Axelrod called the film "pop porn or Dirty Disney. It may yet give bad taste a bad name."

===Shooting===
Axelrod used as a music score the sound of teenagers with transistor radios.

He based his visual style on the films of Richard Lester such as A Hard Day's Night and The Knack. "Lester has shown us a freer form," said Axelrod. "I want to get away from the Hollywood syndrome of trying to make every shot look pretty and orderly."

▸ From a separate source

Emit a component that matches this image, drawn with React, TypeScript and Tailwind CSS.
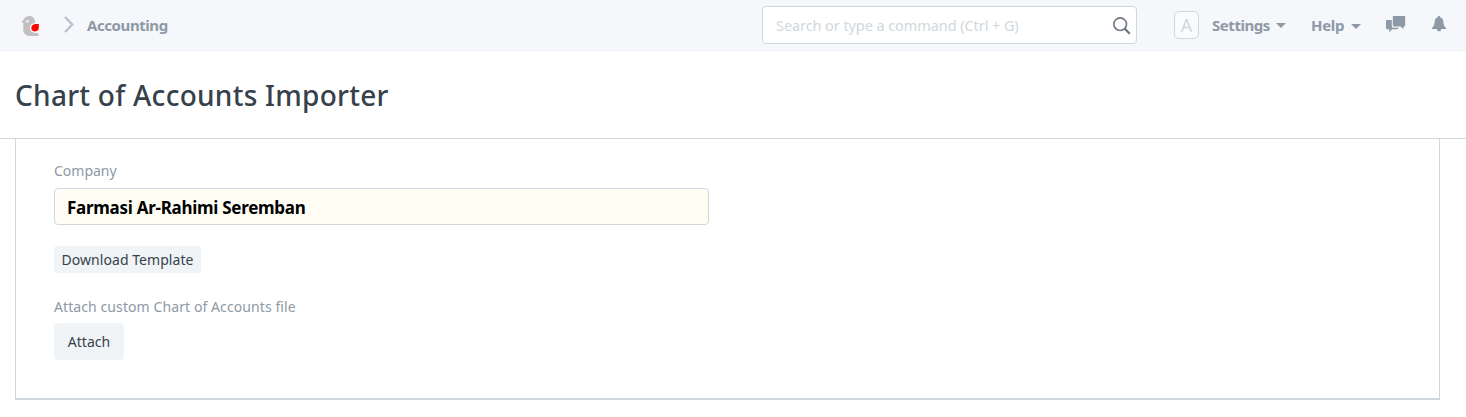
import React from 'react';

const BirdLogo: React.FC = () => (
    <svg width="19" height="22" viewBox="0 0 19 22" className="shrink-0">
        <path d="M0.3 5.8 C1.6 5 2.4 4.2 3 3 C4 1 6 0 8.3 0 C11.8 0 14 2.5 14 6 L14 10 L13 17 H15.8 C17.2 17 17.8 17.9 17.8 18.6 C17.8 19.5 17.1 20.1 16 20.1 H9.3 C4.8 20.1 2.3 17.6 2.3 13.6 V6.9 Z" fill="#c0c0c0" />
        <circle cx="6.5" cy="5.2" r="1.2" fill="#f5f7fa" />
        <path d="M18.6 6.8 V11.5 C18.6 14.6 16.7 16.5 13.8 16.5 C10.8 16.5 9 14.5 9 11.9 C9 9.3 10.8 7.3 13.8 7 Z" fill="#f5f7fa" />
        <path d="M17.8 8 V11.8 C17.8 14 16.2 15.4 14 15.4 C11.7 15.4 10.3 13.9 10.3 11.9 C10.3 9.7 12 8.2 14.3 8 Z" fill="#ff0000" />
    </svg>
);

const ChevronIcon: React.FC = () => (
    <svg width="10" height="17" viewBox="0 0 10 17" fill="none" stroke="#b8c2cc" strokeWidth="2.3" className="shrink-0">
        <path d="M1 1 L8.3 8.5 L1 16" />
    </svg>
);

const SearchIcon: React.FC = () => (
    <svg width="18" height="18" viewBox="0 0 18 18" fill="none" stroke="#6c7680" className="mt-0.5 shrink-0">
        <circle cx="7.2" cy="7.2" r="6.3" strokeWidth="1.6" />
        <path d="M11.6 11.6 L16.8 16.8" strokeWidth="2.2" />
    </svg>
);

const CaretIcon: React.FC<{ className?: string }> = ({ className }) => (
    <svg width="10" height="5" viewBox="0 0 10 5" fill="#8d99a6" className={className}>
        <path d="M0 0 H10 L5 5 Z" />
    </svg>
);

const ChatIcon: React.FC = () => (
    <svg width="20" height="17" viewBox="0 0 20 17" fill="#8d99a6" className="shrink-0">
        <path d="M1.2 4 H5.8 V10.5 C5.8 11.2 6.3 11.7 7 11.7 H12.5 V12 C12.5 12.7 12 13.2 11.3 13.2 H6.2 L3.2 16.2 V13.2 H1.2 C0.5 13.2 0 12.7 0 12 V5.2 C0 4.5 0.5 4 1.2 4 Z" />
        <path d="M8 0 H18 C18.7 0 19.2 0.5 19.2 1.2 V9.2 C19.2 9.9 18.7 10.4 18 10.4 H17.5 V13.3 L14.6 10.4 H8 C7.3 10.4 6.8 9.9 6.8 9.2 V1.2 C6.8 0.5 7.3 0 8 0 Z" />
    </svg>
);

const BellIcon: React.FC = () => (
    <svg width="14" height="16" viewBox="0 0 14 16" fill="#8d99a6" className="shrink-0">
        <path d="M5.8 1.2 C5.8 0.4 6.3 0 7 0 C7.7 0 8.2 0.4 8.2 1.2 C10.4 1.8 11.2 3.5 11.4 5.8 C11.6 9 12.2 10.3 14 12 V13 H0 V12 C1.8 10.3 2.4 9 2.6 5.8 C2.8 3.5 3.6 1.8 5.8 1.2 Z" />
        <path d="M4.8 13 H9.2 C9.2 14.4 8.2 15.3 7 15.3 C5.8 15.3 4.8 14.4 4.8 13 Z" />
    </svg>
);

const Navbar: React.FC = () => (
    <header className="flex h-[51px] border-b border-[#ebeef2] bg-[#f5f7fa] pl-[21px] font-bold text-[#8d99a6]">
        <div className="flex h-[50px] w-[741px] items-center">
            <div className="mt-[3px]">
                <BirdLogo />
            </div>
            <div className="ml-6 -mt-px flex">
                <ChevronIcon />
            </div>
            <a href="#" className="ml-[13px] text-[15px] tracking-[-0.42px]">Accounting</a>
        </div>
        <div className="mt-1.5 flex h-[38px] w-[375px] items-center rounded-[4px] border border-[#d1d8dd] bg-white pr-[5px] pl-[13px]">
            <input
                type="text"
                placeholder="Search or type a command (Ctrl + G)"
                className="min-w-0 flex-1 pt-0.5 text-[14.5px] font-normal tracking-[-0.08px] outline-none placeholder:text-[#d1d8dd]"
            />
            <SearchIcon />
        </div>
        <nav className="ml-[37px] flex h-[50px] items-center text-[15px]">
            <div className="flex h-7 w-[25px] items-center justify-center rounded-[5px] border border-[#d1d8dd] bg-[#fafbfc] pt-px text-[18px] font-normal text-[#d1d8dd]">A</div>
            <a href="#" className="ml-[13px] flex w-[74px] items-center justify-between tracking-[-0.45px]">
                Settings
                <CaretIcon />
            </a>
            <a href="#" className="ml-[25px] flex w-[50px] items-center justify-between tracking-[-0.3px]">
                Help
                <CaretIcon className="mt-[3px]" />
            </a>
            <a href="#" className="ml-[25px] -mt-px"><ChatIcon /></a>
            <a href="#" className="ml-[26px] -mt-[3px]"><BellIcon /></a>
        </nav>
    </header>
);

const App: React.FC = () => {
    return (
        <div className="h-[417px] overflow-hidden bg-white font-['Noto_Sans','Open_Sans',sans-serif] text-[#36414c]">
            <Navbar />
            <div className="flex h-[88px] items-center border-b border-[#d1d8dd] px-[15px]">
                <h1 className="whitespace-nowrap text-[28px] font-medium tracking-[0.27px]">Chart of Accounts Importer</h1>
            </div>
            <main className="ml-[15px] h-[261px] w-[1425px] border-x border-b-2 border-[#d1d8dd] pt-[21px] pl-[38px] text-[14px]">
                <label className="block h-[28px] leading-[22px] text-[#8d99a6]">Company</label>
                <input
                    type="text"
                    defaultValue="Farmasi Ar-Rahimi Seremban"
                    className="block h-[37px] w-[655px] rounded-[4px] border border-[#d1d8dd] bg-[#fffdf4] px-3 pt-0.5 text-[17px] font-bold tracking-[-0.28px] text-black outline-none"
                />
                <button className="mt-[21px] block h-[27px] w-[147px] rounded-[3px] bg-[#f0f4f7] text-[14px] tracking-[0.05px] whitespace-nowrap">
                    Download Template
                </button>
                <label className="mt-[23px] block h-[27px] leading-[22px] tracking-[0.09px] text-[#8d99a6]">
                    Attach custom Chart of Accounts file
                </label>
                <button className="block h-[37px] w-[70px] rounded-[4px] bg-[#f0f4f7] text-[14px]">
                    Attach
                </button>
            </main>
        </div>
    );
};

export default App;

The film was shot over 30 days for $850,000. "There's this gruesome prejudice in Hollywood that a picture made between $750,000 and $1 million cannot make a profit," said Axelrod. "I want to prove that this is nonsense. If I could do that and find new ways of saying things the film at least will serve the useful purpose of puncturing a hole in Hollywood's adolescent mystique."

==Release==
"We were worried about Lord Love a Duck," said Axelrod before the film came out. "We were afraid it might give bad taste a bad name. But I think we're alright. If the picture comes off well I may get an Oscar. If it comes off very well I may get deported."

The film was a financial failure. "I can't imagine why it wasn't a hit," said Axelrod. "It got no reaction. I couldn't get anybody into the theaters to see it. It was one of those pictures that died. United Artists sold the shit out of it. I went on the road with it. I got reams of press. I ran what I thought was a clever ad campaign, parodying all the other campaigns."

==Awards==
Lola Albright won the Silver Bear for Best Actress award at the 16th Berlin International Film Festival in 1966.